§ EXERCISE INPUTS
==================================================
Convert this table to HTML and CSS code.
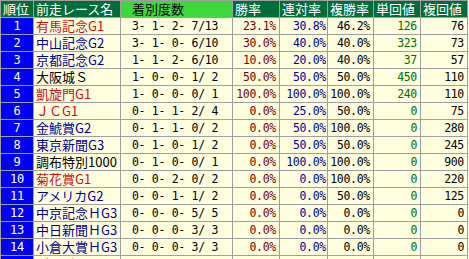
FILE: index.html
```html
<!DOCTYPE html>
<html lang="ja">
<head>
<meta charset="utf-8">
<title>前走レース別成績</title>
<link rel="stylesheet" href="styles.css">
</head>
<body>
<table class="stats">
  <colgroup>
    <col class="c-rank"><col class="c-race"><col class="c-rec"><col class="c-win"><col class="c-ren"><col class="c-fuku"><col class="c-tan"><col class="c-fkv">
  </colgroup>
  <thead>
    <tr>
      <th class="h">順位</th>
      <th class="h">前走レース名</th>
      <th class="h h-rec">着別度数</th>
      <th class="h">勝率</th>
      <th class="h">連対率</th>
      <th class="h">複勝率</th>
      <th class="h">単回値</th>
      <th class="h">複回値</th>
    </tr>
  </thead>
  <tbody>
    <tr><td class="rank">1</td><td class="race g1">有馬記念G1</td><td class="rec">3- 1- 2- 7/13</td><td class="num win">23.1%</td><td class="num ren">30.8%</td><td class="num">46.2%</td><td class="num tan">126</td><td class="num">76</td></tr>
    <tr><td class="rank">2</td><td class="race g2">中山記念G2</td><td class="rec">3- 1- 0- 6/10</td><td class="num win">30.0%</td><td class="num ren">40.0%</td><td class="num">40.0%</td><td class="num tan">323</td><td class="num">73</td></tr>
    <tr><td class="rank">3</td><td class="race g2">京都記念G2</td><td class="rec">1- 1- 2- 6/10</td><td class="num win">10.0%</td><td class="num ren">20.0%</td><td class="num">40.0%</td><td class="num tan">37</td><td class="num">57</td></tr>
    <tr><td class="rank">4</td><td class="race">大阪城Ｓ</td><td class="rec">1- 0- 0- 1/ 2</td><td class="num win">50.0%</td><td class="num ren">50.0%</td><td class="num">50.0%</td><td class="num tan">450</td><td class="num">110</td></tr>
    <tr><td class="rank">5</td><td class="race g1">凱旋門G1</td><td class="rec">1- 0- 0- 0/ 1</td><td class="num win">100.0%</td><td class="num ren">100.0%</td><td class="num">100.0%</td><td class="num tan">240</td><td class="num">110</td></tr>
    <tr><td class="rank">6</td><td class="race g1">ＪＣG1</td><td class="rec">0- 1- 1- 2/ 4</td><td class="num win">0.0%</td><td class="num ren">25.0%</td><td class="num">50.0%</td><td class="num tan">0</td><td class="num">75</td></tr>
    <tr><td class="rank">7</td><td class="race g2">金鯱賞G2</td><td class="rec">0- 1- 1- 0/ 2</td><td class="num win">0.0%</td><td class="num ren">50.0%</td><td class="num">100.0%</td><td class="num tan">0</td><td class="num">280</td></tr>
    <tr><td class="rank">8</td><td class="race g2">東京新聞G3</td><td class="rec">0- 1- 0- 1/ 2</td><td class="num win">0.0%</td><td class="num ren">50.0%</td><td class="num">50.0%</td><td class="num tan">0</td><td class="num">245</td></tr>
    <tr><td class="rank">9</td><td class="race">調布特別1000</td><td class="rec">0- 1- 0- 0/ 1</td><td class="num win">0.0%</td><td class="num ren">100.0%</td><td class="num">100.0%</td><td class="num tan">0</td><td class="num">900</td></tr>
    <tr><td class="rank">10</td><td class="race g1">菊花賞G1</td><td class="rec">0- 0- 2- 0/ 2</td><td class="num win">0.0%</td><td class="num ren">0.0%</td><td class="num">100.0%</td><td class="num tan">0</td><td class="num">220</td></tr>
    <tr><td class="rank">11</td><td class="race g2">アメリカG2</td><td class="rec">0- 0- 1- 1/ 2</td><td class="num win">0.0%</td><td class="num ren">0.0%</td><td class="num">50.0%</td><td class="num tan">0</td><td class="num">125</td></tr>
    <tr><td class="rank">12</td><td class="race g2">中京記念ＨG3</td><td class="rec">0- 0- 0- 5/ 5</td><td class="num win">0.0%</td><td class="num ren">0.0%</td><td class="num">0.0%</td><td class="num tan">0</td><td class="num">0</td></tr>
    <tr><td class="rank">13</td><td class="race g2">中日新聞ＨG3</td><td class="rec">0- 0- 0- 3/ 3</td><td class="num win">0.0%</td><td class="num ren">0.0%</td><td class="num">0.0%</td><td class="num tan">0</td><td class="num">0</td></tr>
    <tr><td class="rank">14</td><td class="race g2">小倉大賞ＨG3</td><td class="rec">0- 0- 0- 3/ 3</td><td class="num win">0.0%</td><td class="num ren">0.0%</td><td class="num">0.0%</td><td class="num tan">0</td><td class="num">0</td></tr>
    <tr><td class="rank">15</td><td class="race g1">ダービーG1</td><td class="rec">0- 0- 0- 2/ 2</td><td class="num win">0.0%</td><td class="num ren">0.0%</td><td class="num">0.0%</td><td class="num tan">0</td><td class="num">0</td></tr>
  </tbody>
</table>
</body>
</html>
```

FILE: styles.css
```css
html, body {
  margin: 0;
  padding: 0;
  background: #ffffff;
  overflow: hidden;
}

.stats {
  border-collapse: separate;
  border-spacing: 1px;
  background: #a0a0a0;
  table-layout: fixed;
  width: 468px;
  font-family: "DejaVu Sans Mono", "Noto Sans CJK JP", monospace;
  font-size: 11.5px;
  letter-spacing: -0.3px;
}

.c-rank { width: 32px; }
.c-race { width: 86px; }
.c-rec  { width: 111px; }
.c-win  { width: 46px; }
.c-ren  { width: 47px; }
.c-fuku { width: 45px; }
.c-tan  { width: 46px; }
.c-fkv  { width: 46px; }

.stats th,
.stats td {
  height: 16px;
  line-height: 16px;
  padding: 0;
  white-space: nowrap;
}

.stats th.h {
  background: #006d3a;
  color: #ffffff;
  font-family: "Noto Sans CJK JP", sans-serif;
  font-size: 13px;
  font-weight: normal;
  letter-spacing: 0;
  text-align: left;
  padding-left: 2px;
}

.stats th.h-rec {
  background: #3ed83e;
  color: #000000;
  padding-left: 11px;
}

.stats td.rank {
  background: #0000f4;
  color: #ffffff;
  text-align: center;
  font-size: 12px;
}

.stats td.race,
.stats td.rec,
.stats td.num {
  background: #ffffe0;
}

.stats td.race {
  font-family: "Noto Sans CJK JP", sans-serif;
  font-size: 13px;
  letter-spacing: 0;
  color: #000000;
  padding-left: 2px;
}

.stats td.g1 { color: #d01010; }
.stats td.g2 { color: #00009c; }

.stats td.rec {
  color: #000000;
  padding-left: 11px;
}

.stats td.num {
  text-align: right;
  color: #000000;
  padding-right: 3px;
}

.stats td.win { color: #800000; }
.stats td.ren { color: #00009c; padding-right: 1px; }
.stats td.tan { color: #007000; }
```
==================================================
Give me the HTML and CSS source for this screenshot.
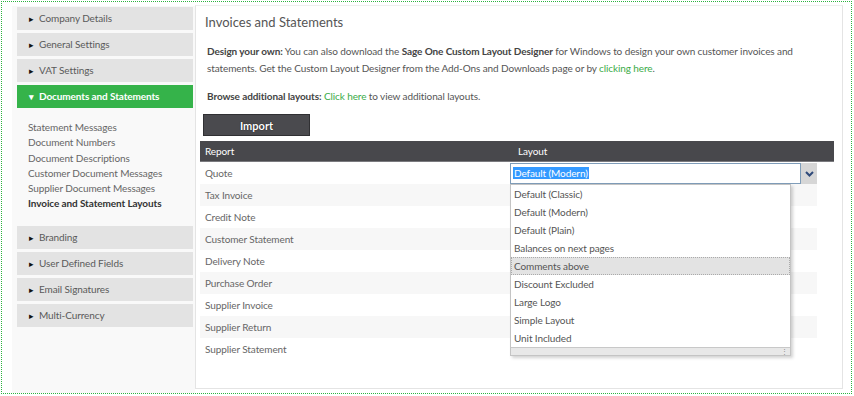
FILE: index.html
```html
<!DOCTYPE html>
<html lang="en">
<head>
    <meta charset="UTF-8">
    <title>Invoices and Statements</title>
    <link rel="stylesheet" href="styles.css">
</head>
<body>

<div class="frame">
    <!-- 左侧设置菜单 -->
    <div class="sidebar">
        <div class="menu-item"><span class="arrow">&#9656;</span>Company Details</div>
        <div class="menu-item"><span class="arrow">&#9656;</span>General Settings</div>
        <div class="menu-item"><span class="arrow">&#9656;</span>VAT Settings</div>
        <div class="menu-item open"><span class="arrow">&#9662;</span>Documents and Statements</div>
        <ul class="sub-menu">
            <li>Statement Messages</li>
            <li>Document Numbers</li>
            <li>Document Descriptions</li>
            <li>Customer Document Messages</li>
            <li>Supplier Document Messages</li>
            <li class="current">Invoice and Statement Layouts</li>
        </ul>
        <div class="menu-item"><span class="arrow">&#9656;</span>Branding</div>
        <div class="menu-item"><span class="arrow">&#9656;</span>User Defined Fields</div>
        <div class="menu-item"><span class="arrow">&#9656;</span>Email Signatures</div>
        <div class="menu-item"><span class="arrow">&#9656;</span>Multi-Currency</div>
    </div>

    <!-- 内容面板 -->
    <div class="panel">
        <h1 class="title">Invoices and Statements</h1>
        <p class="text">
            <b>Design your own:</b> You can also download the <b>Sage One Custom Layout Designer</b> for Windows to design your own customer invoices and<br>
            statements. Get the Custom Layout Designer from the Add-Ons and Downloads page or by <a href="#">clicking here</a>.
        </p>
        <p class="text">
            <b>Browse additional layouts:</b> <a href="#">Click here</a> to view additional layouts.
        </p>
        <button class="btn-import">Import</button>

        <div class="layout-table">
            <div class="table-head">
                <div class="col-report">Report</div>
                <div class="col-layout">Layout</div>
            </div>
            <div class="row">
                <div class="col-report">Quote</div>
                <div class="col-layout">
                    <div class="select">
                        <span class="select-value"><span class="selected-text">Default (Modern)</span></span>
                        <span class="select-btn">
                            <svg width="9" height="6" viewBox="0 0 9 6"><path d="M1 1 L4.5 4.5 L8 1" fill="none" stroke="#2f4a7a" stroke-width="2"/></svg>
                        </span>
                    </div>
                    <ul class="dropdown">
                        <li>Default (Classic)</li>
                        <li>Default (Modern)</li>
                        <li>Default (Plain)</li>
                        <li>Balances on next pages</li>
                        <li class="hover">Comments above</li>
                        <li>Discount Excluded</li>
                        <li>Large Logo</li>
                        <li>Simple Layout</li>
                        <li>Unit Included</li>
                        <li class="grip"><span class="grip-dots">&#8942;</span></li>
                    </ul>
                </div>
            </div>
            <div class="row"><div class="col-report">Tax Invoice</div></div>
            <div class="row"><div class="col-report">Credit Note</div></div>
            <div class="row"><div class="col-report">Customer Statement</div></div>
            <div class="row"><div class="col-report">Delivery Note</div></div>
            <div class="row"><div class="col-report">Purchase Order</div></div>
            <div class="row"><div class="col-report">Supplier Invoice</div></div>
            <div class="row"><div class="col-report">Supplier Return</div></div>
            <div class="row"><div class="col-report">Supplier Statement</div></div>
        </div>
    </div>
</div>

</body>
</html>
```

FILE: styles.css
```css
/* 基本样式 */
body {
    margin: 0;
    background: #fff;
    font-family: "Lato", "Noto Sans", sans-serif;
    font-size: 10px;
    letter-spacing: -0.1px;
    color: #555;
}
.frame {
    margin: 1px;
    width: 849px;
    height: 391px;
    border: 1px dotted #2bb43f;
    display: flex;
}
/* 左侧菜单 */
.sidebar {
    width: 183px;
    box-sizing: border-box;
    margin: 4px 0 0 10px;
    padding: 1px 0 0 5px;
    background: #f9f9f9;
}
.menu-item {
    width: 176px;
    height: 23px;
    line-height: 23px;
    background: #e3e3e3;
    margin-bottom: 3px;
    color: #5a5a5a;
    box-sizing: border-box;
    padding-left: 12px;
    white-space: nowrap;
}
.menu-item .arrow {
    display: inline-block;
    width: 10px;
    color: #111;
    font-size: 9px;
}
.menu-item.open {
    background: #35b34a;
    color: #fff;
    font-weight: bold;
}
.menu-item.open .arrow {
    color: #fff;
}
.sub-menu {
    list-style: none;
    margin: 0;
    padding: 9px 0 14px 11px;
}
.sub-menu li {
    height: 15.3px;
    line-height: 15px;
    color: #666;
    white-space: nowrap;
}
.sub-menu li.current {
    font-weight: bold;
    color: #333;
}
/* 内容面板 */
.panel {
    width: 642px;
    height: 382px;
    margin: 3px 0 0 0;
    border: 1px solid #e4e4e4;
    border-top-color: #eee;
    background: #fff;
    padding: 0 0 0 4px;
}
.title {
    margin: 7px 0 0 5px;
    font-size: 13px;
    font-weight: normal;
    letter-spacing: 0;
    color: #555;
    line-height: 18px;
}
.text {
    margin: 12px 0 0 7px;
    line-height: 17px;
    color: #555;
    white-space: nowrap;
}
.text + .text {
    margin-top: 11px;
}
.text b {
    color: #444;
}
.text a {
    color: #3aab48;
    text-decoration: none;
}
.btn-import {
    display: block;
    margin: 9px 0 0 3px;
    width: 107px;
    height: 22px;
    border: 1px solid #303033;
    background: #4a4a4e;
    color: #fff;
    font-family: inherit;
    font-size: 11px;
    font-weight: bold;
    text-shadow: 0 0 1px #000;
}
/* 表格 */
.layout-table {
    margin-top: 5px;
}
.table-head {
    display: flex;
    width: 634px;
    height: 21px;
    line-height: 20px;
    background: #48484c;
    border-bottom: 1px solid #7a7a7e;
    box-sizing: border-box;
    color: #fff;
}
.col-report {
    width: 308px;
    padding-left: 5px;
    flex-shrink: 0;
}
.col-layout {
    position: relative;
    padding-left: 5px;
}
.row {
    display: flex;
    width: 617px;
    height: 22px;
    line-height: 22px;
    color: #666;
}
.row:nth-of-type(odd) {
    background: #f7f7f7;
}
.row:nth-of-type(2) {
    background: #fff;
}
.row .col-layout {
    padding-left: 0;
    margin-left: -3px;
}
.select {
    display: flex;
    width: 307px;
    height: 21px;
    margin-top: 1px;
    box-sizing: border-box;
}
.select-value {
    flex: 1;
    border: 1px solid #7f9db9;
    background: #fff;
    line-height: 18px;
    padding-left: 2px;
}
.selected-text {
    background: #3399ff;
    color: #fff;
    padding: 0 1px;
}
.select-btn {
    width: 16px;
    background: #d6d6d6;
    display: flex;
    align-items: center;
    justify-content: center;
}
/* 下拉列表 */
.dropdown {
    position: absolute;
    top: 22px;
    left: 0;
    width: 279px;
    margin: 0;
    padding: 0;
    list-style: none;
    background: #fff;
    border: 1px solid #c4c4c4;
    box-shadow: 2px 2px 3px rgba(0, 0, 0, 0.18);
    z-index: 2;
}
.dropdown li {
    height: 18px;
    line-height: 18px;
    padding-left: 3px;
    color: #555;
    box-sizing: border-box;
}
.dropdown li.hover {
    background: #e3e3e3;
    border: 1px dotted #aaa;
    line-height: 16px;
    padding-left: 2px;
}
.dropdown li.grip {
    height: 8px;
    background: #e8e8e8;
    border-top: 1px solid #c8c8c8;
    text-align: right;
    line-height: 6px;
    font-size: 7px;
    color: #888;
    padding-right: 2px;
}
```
==================================================
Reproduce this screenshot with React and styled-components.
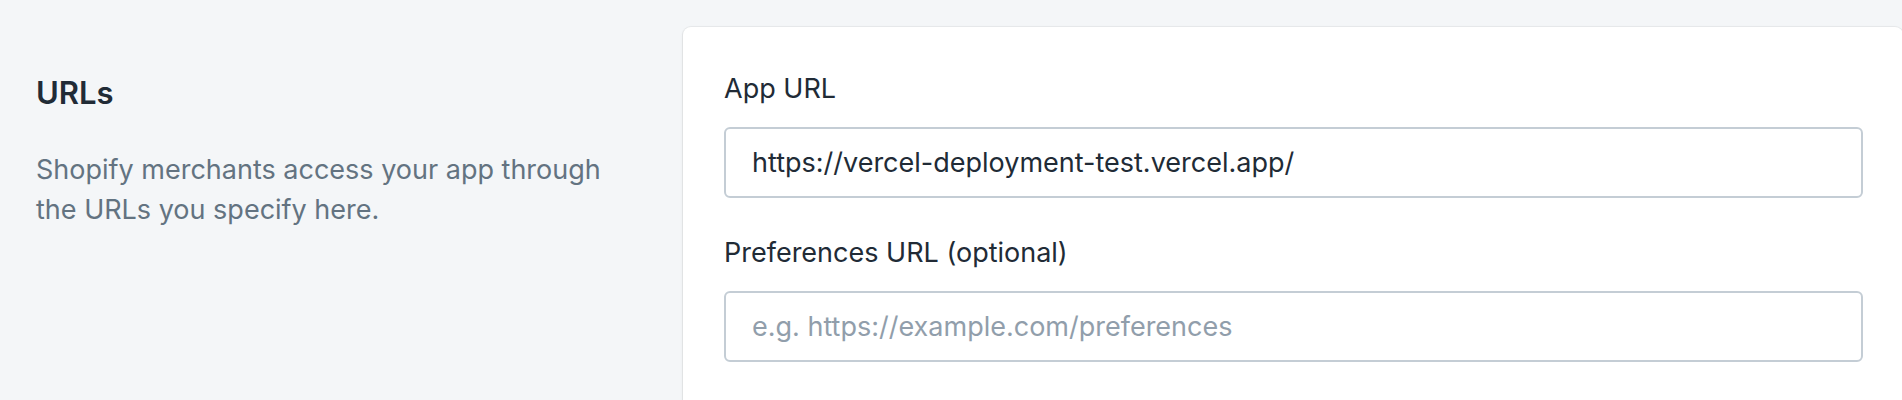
==================================================
§ REQUEST
Check each line above for the string "this" and show the ones that have it.

§ SOLUTION TO THE PROBLEM
Convert this table to HTML and CSS code.
Give me the HTML and CSS source for this screenshot.
Reproduce this screenshot with React and styled-components.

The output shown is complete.